Видно, что Лелоррен была портретисткою не на шутку, и мы должны быть благодарны волшебнику Айвазовскому, что, благодаря его протекции, благосклонно раскрылись перед художницей двери тюрьмы.

Что касается подлинности портрета Алима, позволю себе прибавить, что в архиве феодосийского музея хранится письмо глубокоуважаемой Марии Дмитриевны Де-Вальден, в котором удостоверяется, что «рисунок был поднесён Леони Лелоррен г-же Кушниковой в Керчи в знак признательности, на память, за сердечное её отношение к сестре-певице в артистическом путешествии последней по Крыму».
Сверх этого прошу обратить внимание на подлинную подпись: «Ltonie Lelorrain, 11 decembre 1849» и на «посвящение», которое, по содержанию, выказывает, как и рисунок, особенно тёплую жилку художницы («Если когда-нибудь эти штрихи должны возбудить в вашей душе хоть малейшее воспоминание обо мне, то тогда копия сделает больше добра, чем когда-либо оригинал совершил зла»).

Независимо от того, что почерк в этих поперечно нанесённых на рисунке строках тождественен с почерком подписи художницы, из смысла этих строк, в сопоставлении двух противоположных понятий о добре и зле, проглядывает ужас, который наводило имя Алима даже на проезжую иностранку.
Недаром, по рассказу Айвазовского, из уст которого я воспринял и передаю эти сведения, во всех слоях симферопольского тогдашнего общества известие о поимке разбойника произвело также сильное впечатление.
«Только о нём и говорили»!
Ещё бы!

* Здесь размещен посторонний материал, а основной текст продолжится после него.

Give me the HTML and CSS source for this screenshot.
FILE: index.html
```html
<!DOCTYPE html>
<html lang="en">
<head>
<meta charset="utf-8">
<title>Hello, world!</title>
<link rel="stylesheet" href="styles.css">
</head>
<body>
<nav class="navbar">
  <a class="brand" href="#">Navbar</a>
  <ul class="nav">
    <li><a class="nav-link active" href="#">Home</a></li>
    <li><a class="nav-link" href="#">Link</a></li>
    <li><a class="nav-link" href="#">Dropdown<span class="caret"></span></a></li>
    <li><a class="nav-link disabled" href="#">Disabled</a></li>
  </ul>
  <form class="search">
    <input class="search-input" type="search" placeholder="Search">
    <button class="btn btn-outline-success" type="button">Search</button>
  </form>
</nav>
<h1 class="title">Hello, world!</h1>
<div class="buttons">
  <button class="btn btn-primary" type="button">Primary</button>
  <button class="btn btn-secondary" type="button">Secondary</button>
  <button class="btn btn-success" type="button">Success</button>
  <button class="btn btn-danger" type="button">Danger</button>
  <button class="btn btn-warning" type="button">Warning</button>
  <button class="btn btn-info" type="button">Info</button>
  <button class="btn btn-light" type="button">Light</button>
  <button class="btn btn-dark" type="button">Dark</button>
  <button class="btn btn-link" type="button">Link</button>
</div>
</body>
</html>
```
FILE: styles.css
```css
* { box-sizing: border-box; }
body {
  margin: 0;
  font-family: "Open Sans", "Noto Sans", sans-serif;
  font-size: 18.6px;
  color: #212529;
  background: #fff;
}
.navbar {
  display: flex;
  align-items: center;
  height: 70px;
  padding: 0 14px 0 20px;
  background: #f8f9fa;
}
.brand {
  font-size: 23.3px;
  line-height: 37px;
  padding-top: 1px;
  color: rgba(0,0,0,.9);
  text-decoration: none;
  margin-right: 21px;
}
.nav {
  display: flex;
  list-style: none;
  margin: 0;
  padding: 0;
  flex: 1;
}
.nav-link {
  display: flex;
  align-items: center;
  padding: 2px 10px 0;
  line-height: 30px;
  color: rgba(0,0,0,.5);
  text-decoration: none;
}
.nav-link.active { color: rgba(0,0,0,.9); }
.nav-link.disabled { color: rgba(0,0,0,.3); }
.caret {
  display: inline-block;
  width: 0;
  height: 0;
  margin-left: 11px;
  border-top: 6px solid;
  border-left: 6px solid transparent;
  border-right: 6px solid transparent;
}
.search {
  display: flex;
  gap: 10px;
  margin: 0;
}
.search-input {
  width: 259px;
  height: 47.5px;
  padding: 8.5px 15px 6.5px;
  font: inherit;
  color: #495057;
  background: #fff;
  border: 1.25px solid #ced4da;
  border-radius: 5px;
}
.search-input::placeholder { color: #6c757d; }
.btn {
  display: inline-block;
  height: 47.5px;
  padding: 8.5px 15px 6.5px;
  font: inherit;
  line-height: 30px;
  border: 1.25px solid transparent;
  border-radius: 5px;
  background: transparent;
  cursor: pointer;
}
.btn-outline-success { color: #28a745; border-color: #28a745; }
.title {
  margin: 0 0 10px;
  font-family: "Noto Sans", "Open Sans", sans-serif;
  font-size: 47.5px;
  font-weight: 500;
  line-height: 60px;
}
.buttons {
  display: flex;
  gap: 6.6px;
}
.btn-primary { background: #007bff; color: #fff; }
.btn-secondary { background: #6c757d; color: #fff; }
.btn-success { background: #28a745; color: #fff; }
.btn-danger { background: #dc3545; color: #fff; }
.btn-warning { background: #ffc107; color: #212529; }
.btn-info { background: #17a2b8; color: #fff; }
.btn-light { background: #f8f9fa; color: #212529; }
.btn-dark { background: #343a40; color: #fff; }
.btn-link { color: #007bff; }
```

Столько лет в уездах симферопольском, ялтинском, евпаторийском и феодосийском, никто из обывателей не решался без страха отправиться куда-нибудь в дорогу по делам! Известие о поимке Алима успокоило всю губернию.
Однако я не исполнил бы всей своей задачи, если бы для полной характеристики «оригинала» прилагаемого рисунка, не занёс в это сообщение следующие сцены, слышанной мною также из уст Айвазовского, последнего акта истории портрета.
                ***

Вообще все рассказы о таких героях, как Алим, имеют две стороны: действительность и легенду.
В действительном факте легко узнать правду, потому что она сама выделяется наружу и сразу вас убеждает.
Легенда же, разукрашивая память о подобных Алиму личностях, является результатом получаемых в народе впечатлений, как во время, так и после жизни героя.

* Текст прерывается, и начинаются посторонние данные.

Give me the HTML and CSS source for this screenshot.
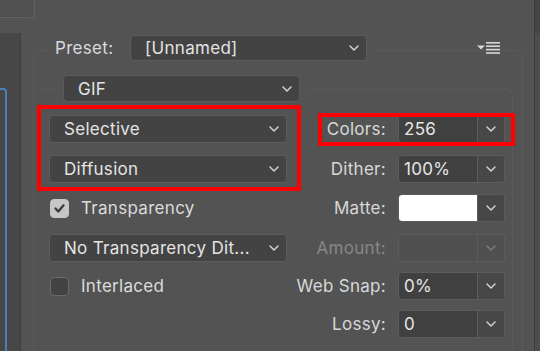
FILE: index.html
```html
<!DOCTYPE html>
<html>
<head>
<meta charset="utf-8">
<link rel="stylesheet" href="styles.css">
</head>
<body>
<div class="window">
  <aside class="side">
    <div class="tab"></div>
    <div class="panel"><div class="blue"></div></div>
  </aside>
  <main class="main">
    <div class="preset-row">
      <div class="legend legend-preset">
        <span class="label-preset">Preset:</span>
        <div class="select select-preset"><span>[Unnamed]</span><svg class="chev" viewBox="0 0 10 6"><polyline points="1,1 5,5 9,1"/></svg></div>
      </div>
      <svg class="menu" viewBox="0 0 23 12"><polygon points="0,3.5 8,3.5 4,7.5"/><rect x="9" y="0" width="14" height="1.6"/><rect x="9" y="3.4" width="14" height="1.6"/><rect x="9" y="6.8" width="14" height="1.6"/><rect x="9" y="10.2" width="14" height="1.6"/></svg>
    </div>
    <div class="group">
      <div class="legend legend-gif">
        <div class="select select-gif"><span>GIF</span><svg class="chev" viewBox="0 0 10 6"><polyline points="1,1 5,5 9,1"/></svg></div>
      </div>
      <div class="inner">
        <div class="grid">
          <div class="select select-wide"><span>Selective</span><svg class="chev" viewBox="0 0 10 6"><polyline points="1,1 5,5 9,1"/></svg></div>
          <div class="lbl">Colors:</div>
          <div class="combo"><div class="field">256</div><div class="btn"><svg class="chev" viewBox="0 0 10 6"><polyline points="1,1 5,5 9,1"/></svg></div></div>

          <div class="select select-wide"><span>Diffusion</span><svg class="chev" viewBox="0 0 10 6"><polyline points="1,1 5,5 9,1"/></svg></div>
          <div class="lbl">Dither:</div>
          <div class="combo"><div class="field">100%</div><div class="btn"><svg class="chev" viewBox="0 0 10 6"><polyline points="1,1 5,5 9,1"/></svg></div></div>

          <div class="check"><span class="box box-on"><svg viewBox="0 0 19 19"><polyline points="5,9.5 8.2,12.8 14,6"/></svg></span><span>Transparency</span></div>
          <div class="lbl">Matte:</div>
          <div class="combo"><div class="field field-white"></div><div class="btn"><svg class="chev" viewBox="0 0 10 6"><polyline points="1,1 5,5 9,1"/></svg></div></div>

          <div class="select select-wide"><span>No Transparency Dit...</span><svg class="chev" viewBox="0 0 10 6"><polyline points="1,1 5,5 9,1"/></svg></div>
          <div class="lbl lbl-off">Amount:</div>
          <div class="combo combo-off"><div class="field"></div><div class="btn"><svg class="chev" viewBox="0 0 10 6"><polyline points="1,1 5,5 9,1"/></svg></div></div>

          <div class="check"><span class="box"></span><span>Interlaced</span></div>
          <div class="lbl">Web Snap:</div>
          <div class="combo"><div class="field">0%</div><div class="btn"><svg class="chev" viewBox="0 0 10 6"><polyline points="1,1 5,5 9,1"/></svg></div></div>

          <div class="empty"></div>
          <div class="lbl">Lossy:</div>
          <div class="combo"><div class="field">0</div><div class="btn"><svg class="chev" viewBox="0 0 10 6"><polyline points="1,1 5,5 9,1"/></svg></div></div>
        </div>
      </div>
    </div>
  </main>
  <div class="edge"></div>
  <div class="mark mark-a"></div>
  <div class="mark mark-b"></div>
</div>
</body>
</html>
```
FILE: styles.css
```css
* { box-sizing: border-box; }
html, body { margin: 0; padding: 0; }
body {
  background: #535353;
  font-family: "Inter", "Noto Sans", sans-serif;
  font-size: 17px;
  letter-spacing: 0.3px;
  color: #dcdcdc;
  width: 540px;
  height: 351px;
  overflow: hidden;
}
.window {
  position: relative;
  display: grid;
  grid-template-columns: 21px 513px 6px;
  width: 540px;
  height: 351px;
  overflow: hidden;
}
.side { display: flex; flex-direction: column; height: 351px; }
.tab {
  width: 35px;
  height: 18px;
  flex: none;
  background: #515151;
  border-right: 1px solid #626262;
  border-bottom: 1px solid #626262;
  border-bottom-right-radius: 4px;
}
.panel {
  margin-top: 15px;
  flex: 1;
  background: #474747;
  border-right: 1px solid #3c3c3c;
  overflow: hidden;
}
.blue {
  margin-top: 55px;
  width: 7px;
  height: 300px;
  border-top: 2px solid #4a7fb8;
  border-right: 2px solid #4a7fb8;
  border-top-right-radius: 4px;
}
.main { padding: 35px 11px 0 12px; }
.preset-row {
  display: flex;
  align-items: center;
  height: 26px;
  margin-bottom: -11px;
  position: relative;
  z-index: 1;
}
.legend {
  display: flex;
  align-items: center;
  background: #535353;
  width: fit-content;
}
.legend-preset { margin-left: 15px; padding: 0 8px 0 7px; }
.label-preset { width: 75px; color: #dadada; }
.menu { width: 23px; height: 12px; margin-left: auto; margin-right: 23px; fill: #d6d6d6; }
.select {
  display: flex;
  align-items: center;
  justify-content: space-between;
  background: #434343;
  border: 1px solid #5c5c5c;
  border-radius: 4px;
  color: #e4e4e4;
  padding: 0 7px 0 14px;
}
.select-preset { width: 237px; height: 26px; }
.select-gif { width: 237px; height: 27px; }
.select-wide { width: 238px; height: 28px; }
.chev { width: 10px; height: 6px; fill: none; stroke: #d2d2d2; stroke-width: 1.5; stroke-linecap: round; stroke-linejoin: round; }
.group {
  border: 1px solid #5a5a5a;
  border-bottom: none;
  border-radius: 6px 6px 0 0;
  padding-top: 24px;
  height: 320px;
}
.legend-gif { margin-left: 21px; padding: 0 8px; margin-bottom: -13px; position: relative; z-index: 1; }
.inner {
  margin: 0 9px;
  border-top: 1px solid #5a5a5a;
  border-right: 1px solid #5a5a5a;
  border-top-right-radius: 6px;
  padding: 19px 0 0 6px;
  height: 260px;
}
.grid {
  display: grid;
  grid-template-columns: 238px 111px 107px;
  grid-template-rows: 40px 39px 40px 39px 38px 38px;
  align-items: center;
}
.lbl { text-align: right; padding-right: 12px; color: #d8d8d8; }
.lbl-off { color: #878787; }
.combo {
  display: flex;
  width: 107px;
  height: 28px;
  border: 1px solid #5c5c5c;
  border-radius: 4px;
  overflow: hidden;
}
.field {
  flex: 1;
  background: #404040;
  color: #e6e6e6;
  padding-left: 5px;
  display: flex;
  align-items: center;
}
.field-white { background: #ffffff; }
.btn {
  width: 27px;
  background: #474747;
  border-left: 1px solid #5c5c5c;
  display: flex;
  align-items: center;
  justify-content: center;
}
.combo-off .field { background: #505050; }
.combo-off .btn { background: #505050; }
.combo-off .chev { stroke: #7c7c7c; }
.check { display: flex; align-items: center; gap: 12px; padding-left: 1px; color: #dcdcdc; }
.box {
  width: 19px;
  height: 19px;
  border-radius: 4px;
  border: 1px solid #6a6a6a;
  background: #434343;
  display: block;
}
.box-on { background: #c6c6c6; border-color: #c6c6c6; }
.box svg { width: 17px; height: 17px; display: block; fill: none; stroke: #3a3a3a; stroke-width: 2.6; stroke-linecap: round; stroke-linejoin: round; }
.edge {
  border-left: 1px solid #3c3c3c;
  background: linear-gradient(#454545 0, #454545 33px, #4d4d4d 33px);
}
.mark { position: absolute; border: 4px solid #fe0000; }
.mark-a { left: 37px; top: 105px; width: 264px; height: 86px; }
.mark-b { left: 318px; top: 113px; width: 197px; height: 33px; }
```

Когда говорят о поступках Алима, этого простого горца-татарина, не раз проглядывают в нём такие характерно-рыцарские черты, какие редко приходится встречать даже у интеллигентного человека.
В предании об Алиме, несмотря на то, что с того времени прошло всего полвека, легендарная сторона занимает очень важное место.
Этому нечего удивляться: Алим – герой татарских саклей, деятельность которого разукрашена народом богатою восточною фантазией. Между тем все его поступки, если они исторически не правдивы, являются, по крайней мере, правдоподобными.
Вот почему, как уже было сказано, для полной характеристики крымского разбойника, когда мы говорим о его портрете, нужно ещё упомянуть о следующей, ведущей начало, вероятно, из татарского источника легенде, ярко освещающей «рыцарскую» сторону души Алима.
                ***

Окончив рисунок, Леони готовилась уже уходить из тюремной камеры, как Алим выразил желание взглянуть на её работу. Одобрив исполнение (Сходство портрета с лицом разбойника удостоверили жители гор. Феодосии, татары, лично знавшие Алима, старики Асан-Курти-оглу, Сюин-Керим-оглу и учитель Зеин-Эддин-Челеби-Куртбодди-оглу и житель г. Симферополя мурза Аргинский), Алим обратился к художнице будто бы со следующими словами:
 - «Уходя отсюда, ты уносишь с собою эту вещь, как память обо мне. Я же остаюсь здесь с одним мысленным воспоминанием о мимолетном появлении твоём предо мною. Спасибо тебе за благосклонное внимание ко мне. Я этого не заслужил. Твои черты навсегда останутся запечатлёнными в душе моей!»
На это Леони нервно сняла закреплявшую её шейный платочек золотую булавку, дрожащей от волнения рукою приколола её к отвороту халата приговорённого и направилась к выходу.
 - Нет, - крикнул разбойник: - в таком случае не так следует поступать, а вот как!
И, широко распахнув халат и сорочку и раскрыв грудь, вонзил он себе в грудную кость остриё булавки, переломал её пополам и вручил, конец с головкой художнице, твёрдо произнеся: «Это тебе, а это, указывая на грудь, останется мне!»
                ***
Передаю рассказ об этой драматической сцене без дальнейшего комментария. Легенда здесь очевидна, но она слишком характерна, чтобы я о ней умолчал, тем более что мне её передавал сам «Рафаэль морей».


Источник: Известия Таврической Архивной Учёной Комиссии, № 38, 1905 г. С. 38 – 57.